▶ _Work to do_
Your answer should be a single number: the count of lines that hold the word "components".

▶ _Provided information_
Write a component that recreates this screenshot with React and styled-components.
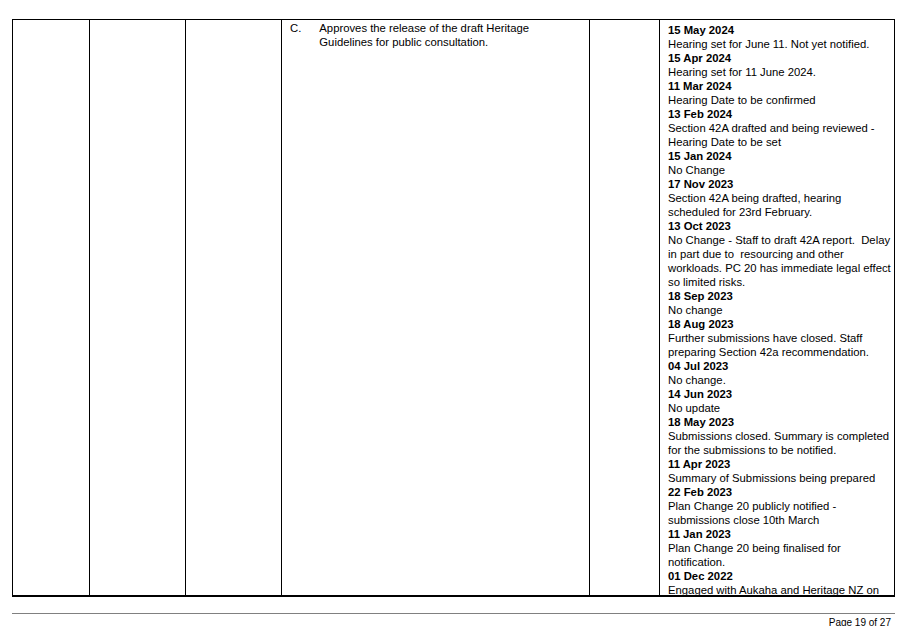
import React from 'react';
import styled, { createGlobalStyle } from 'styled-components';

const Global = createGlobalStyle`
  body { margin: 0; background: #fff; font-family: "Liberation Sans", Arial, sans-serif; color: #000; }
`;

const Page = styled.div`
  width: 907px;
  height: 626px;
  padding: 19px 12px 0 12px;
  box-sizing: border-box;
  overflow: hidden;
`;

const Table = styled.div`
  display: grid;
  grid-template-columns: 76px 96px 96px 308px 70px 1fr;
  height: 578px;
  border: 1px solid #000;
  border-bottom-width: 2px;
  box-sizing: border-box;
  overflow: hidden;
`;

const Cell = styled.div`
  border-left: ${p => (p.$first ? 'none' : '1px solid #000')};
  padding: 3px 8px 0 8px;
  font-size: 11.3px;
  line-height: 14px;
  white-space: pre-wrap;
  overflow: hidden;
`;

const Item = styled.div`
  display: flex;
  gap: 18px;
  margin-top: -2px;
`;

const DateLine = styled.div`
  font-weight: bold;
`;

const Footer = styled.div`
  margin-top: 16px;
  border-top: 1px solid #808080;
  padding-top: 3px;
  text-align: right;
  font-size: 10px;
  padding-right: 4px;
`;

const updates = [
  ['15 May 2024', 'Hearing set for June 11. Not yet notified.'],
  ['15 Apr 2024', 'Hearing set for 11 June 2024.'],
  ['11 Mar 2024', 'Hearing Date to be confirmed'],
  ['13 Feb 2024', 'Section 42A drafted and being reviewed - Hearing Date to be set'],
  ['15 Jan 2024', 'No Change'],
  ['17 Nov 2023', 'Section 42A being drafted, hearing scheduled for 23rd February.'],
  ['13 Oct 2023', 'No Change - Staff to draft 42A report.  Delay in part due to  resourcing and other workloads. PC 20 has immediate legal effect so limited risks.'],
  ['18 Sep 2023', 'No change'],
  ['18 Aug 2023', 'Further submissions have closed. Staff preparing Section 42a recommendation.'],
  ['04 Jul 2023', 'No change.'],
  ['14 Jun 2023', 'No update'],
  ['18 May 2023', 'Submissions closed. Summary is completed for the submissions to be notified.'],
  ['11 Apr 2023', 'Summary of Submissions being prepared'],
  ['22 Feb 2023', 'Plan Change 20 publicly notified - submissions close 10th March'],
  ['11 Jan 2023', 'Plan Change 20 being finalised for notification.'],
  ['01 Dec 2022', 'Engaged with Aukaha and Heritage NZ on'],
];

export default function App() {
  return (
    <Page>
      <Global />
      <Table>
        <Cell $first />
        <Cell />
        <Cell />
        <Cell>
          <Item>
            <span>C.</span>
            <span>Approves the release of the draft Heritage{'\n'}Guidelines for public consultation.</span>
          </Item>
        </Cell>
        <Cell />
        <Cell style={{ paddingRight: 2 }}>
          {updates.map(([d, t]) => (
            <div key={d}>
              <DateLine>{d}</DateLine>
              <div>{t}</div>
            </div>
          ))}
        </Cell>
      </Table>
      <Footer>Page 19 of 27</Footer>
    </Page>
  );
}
* * *
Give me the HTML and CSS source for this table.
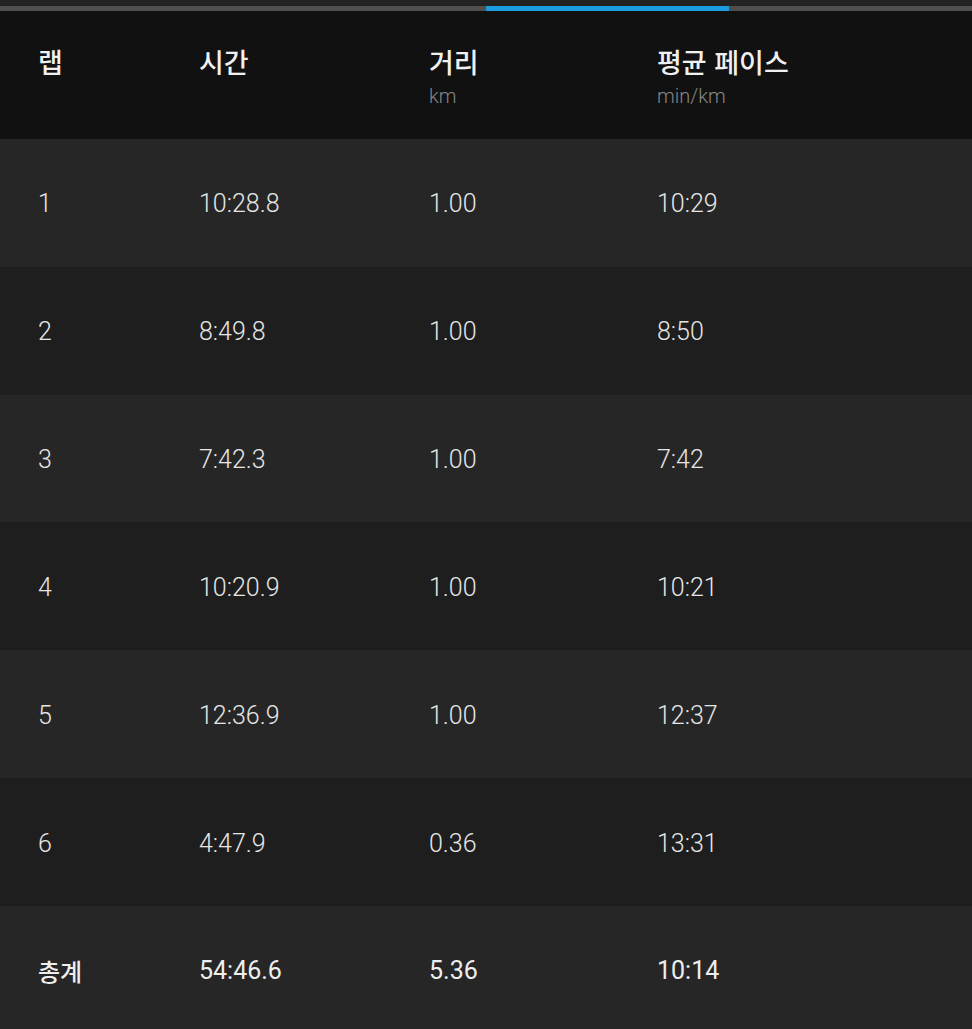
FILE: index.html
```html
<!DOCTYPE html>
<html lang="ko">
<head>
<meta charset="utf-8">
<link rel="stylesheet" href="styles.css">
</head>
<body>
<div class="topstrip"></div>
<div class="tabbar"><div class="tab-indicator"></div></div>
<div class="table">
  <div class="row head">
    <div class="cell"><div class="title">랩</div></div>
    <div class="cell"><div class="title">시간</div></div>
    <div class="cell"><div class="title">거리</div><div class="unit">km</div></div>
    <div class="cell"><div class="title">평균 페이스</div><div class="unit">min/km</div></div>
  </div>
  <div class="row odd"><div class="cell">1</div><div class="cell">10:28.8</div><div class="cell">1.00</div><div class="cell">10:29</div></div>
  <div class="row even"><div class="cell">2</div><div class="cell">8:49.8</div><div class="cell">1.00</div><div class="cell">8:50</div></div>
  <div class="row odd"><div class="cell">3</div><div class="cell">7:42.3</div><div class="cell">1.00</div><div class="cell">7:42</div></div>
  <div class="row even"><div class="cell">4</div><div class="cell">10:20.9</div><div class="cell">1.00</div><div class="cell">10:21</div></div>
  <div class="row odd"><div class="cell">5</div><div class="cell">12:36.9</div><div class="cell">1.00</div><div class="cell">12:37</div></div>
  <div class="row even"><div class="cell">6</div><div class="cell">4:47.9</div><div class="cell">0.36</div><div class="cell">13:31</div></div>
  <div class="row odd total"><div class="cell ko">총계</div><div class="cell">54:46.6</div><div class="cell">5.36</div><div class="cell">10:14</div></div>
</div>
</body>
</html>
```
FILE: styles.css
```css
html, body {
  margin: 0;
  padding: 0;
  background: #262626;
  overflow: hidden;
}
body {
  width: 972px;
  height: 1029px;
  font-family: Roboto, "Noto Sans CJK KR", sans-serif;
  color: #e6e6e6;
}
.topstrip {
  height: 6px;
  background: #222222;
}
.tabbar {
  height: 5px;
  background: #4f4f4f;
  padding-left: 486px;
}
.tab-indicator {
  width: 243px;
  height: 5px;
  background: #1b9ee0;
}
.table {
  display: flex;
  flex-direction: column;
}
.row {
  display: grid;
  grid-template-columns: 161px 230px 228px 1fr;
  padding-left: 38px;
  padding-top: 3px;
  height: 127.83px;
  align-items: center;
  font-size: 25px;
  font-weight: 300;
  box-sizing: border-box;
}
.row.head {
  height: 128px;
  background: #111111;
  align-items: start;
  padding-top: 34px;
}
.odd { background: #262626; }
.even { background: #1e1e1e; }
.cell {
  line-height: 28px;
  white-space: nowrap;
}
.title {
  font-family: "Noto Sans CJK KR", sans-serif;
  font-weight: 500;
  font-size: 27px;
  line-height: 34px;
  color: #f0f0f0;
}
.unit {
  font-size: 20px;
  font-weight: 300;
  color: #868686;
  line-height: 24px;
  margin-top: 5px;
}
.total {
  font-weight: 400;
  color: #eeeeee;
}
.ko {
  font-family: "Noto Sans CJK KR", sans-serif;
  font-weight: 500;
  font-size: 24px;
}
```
==
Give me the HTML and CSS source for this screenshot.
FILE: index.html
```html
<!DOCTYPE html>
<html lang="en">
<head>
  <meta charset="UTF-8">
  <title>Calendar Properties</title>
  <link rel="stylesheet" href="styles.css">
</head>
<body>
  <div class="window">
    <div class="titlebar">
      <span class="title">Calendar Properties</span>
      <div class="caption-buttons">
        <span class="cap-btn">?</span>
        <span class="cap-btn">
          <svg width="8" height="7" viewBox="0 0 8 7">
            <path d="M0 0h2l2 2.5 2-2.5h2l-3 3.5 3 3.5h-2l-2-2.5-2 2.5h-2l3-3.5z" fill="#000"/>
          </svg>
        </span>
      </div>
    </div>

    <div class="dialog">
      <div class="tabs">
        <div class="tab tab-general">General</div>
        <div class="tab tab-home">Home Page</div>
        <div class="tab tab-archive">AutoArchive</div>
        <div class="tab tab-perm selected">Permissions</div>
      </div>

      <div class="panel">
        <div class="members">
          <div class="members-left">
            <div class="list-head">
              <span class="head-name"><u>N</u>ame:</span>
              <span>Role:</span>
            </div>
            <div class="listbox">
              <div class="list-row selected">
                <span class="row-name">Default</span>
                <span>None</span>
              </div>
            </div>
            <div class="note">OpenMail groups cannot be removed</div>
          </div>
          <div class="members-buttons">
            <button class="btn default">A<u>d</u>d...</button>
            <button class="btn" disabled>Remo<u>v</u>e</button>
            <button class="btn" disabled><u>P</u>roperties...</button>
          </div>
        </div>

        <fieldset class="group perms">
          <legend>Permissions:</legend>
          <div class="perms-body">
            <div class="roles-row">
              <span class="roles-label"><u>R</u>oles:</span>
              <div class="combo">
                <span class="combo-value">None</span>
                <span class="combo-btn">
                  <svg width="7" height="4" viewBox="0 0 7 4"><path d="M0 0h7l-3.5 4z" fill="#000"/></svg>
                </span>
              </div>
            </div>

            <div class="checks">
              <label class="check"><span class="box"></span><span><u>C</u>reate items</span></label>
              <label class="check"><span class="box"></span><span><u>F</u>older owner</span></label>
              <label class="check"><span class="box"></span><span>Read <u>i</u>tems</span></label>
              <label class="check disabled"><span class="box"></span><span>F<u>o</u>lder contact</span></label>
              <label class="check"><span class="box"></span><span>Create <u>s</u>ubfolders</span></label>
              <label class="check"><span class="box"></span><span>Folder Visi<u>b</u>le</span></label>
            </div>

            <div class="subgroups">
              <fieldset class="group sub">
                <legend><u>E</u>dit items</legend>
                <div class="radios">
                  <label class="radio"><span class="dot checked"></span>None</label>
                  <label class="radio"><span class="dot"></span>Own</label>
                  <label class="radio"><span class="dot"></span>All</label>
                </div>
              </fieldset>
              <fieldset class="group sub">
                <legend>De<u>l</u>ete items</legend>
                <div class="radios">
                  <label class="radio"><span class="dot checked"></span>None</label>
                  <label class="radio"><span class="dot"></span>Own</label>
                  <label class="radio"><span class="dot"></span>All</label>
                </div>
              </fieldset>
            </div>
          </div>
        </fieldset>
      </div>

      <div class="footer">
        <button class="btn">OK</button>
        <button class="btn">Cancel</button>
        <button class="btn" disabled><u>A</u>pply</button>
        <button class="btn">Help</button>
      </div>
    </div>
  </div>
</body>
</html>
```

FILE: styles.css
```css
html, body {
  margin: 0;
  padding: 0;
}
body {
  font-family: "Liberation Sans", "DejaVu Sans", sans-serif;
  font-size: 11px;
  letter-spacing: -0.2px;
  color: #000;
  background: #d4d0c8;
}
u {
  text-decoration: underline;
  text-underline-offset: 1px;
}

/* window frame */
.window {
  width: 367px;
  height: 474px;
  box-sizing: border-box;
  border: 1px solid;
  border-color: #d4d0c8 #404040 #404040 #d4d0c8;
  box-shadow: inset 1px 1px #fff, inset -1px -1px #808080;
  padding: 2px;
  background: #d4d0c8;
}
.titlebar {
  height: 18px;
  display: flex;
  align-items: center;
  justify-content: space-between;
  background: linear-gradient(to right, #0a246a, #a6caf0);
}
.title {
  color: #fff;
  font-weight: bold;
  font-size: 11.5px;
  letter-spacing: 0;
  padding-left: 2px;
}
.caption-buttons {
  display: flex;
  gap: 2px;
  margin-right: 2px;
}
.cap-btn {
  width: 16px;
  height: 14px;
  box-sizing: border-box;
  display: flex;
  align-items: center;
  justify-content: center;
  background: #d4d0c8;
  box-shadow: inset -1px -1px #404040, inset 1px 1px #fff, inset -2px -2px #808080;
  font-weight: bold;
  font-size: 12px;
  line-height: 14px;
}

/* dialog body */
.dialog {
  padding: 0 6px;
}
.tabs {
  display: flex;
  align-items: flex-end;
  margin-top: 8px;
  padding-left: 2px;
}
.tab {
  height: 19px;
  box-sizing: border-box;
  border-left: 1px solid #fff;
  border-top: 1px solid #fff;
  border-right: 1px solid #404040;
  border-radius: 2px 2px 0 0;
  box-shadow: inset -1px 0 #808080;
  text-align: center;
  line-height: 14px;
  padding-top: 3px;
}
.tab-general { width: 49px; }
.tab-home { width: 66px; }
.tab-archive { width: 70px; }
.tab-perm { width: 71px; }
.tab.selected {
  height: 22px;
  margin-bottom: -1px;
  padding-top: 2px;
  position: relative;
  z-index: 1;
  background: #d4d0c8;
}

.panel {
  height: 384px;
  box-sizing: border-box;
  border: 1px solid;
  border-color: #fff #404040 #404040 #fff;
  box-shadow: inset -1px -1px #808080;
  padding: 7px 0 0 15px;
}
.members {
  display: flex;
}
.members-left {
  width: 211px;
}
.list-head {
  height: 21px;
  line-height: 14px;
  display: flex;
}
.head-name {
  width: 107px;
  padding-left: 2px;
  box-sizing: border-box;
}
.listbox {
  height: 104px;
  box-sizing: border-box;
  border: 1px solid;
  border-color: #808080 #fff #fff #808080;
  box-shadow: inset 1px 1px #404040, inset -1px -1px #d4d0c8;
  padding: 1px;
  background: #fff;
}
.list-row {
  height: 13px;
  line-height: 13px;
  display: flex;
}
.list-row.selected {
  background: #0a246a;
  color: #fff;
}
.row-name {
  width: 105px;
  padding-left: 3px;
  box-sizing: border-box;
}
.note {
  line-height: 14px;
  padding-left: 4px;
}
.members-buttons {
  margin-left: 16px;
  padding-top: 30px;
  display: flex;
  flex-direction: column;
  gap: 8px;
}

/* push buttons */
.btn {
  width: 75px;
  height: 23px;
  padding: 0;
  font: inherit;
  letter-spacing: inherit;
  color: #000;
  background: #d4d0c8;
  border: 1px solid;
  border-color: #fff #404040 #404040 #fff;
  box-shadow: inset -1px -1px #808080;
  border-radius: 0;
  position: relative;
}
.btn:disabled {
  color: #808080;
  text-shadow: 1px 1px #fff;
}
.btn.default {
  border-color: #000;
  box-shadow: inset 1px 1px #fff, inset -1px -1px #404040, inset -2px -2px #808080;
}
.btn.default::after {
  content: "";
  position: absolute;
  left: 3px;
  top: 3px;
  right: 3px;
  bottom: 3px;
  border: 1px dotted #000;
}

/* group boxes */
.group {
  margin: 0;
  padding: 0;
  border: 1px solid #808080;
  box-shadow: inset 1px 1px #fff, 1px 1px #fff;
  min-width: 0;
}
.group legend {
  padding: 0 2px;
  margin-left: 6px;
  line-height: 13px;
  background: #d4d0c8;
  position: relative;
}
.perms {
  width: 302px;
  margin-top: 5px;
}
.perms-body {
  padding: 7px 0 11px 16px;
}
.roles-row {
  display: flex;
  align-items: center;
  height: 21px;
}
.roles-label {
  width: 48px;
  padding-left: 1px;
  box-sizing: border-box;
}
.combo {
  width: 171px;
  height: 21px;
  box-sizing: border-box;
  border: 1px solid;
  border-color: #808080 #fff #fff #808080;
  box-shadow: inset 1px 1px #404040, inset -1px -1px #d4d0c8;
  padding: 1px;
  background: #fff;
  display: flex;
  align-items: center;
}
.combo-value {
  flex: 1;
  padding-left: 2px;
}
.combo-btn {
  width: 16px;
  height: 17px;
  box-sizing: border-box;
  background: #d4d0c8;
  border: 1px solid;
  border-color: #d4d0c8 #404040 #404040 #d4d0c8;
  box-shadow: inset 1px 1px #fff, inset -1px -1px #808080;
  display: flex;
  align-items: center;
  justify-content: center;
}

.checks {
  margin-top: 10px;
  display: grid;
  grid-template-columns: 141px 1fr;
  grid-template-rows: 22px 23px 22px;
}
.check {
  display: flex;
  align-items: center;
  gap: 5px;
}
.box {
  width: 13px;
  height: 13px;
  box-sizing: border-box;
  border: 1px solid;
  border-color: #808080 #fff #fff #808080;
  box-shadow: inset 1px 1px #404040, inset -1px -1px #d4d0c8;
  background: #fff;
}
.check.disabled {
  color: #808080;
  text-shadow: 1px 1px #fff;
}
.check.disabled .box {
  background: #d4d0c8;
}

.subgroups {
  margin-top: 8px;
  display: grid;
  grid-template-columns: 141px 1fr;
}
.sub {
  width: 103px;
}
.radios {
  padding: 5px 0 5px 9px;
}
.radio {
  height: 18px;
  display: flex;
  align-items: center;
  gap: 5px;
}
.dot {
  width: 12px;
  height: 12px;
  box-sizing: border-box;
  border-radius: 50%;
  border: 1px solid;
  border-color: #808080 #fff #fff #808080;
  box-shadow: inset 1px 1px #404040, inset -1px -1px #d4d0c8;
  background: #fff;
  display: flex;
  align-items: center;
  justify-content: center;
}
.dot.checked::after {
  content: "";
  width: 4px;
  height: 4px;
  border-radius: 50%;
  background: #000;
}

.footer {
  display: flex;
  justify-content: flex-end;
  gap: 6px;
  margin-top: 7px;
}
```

▶ _The output_
2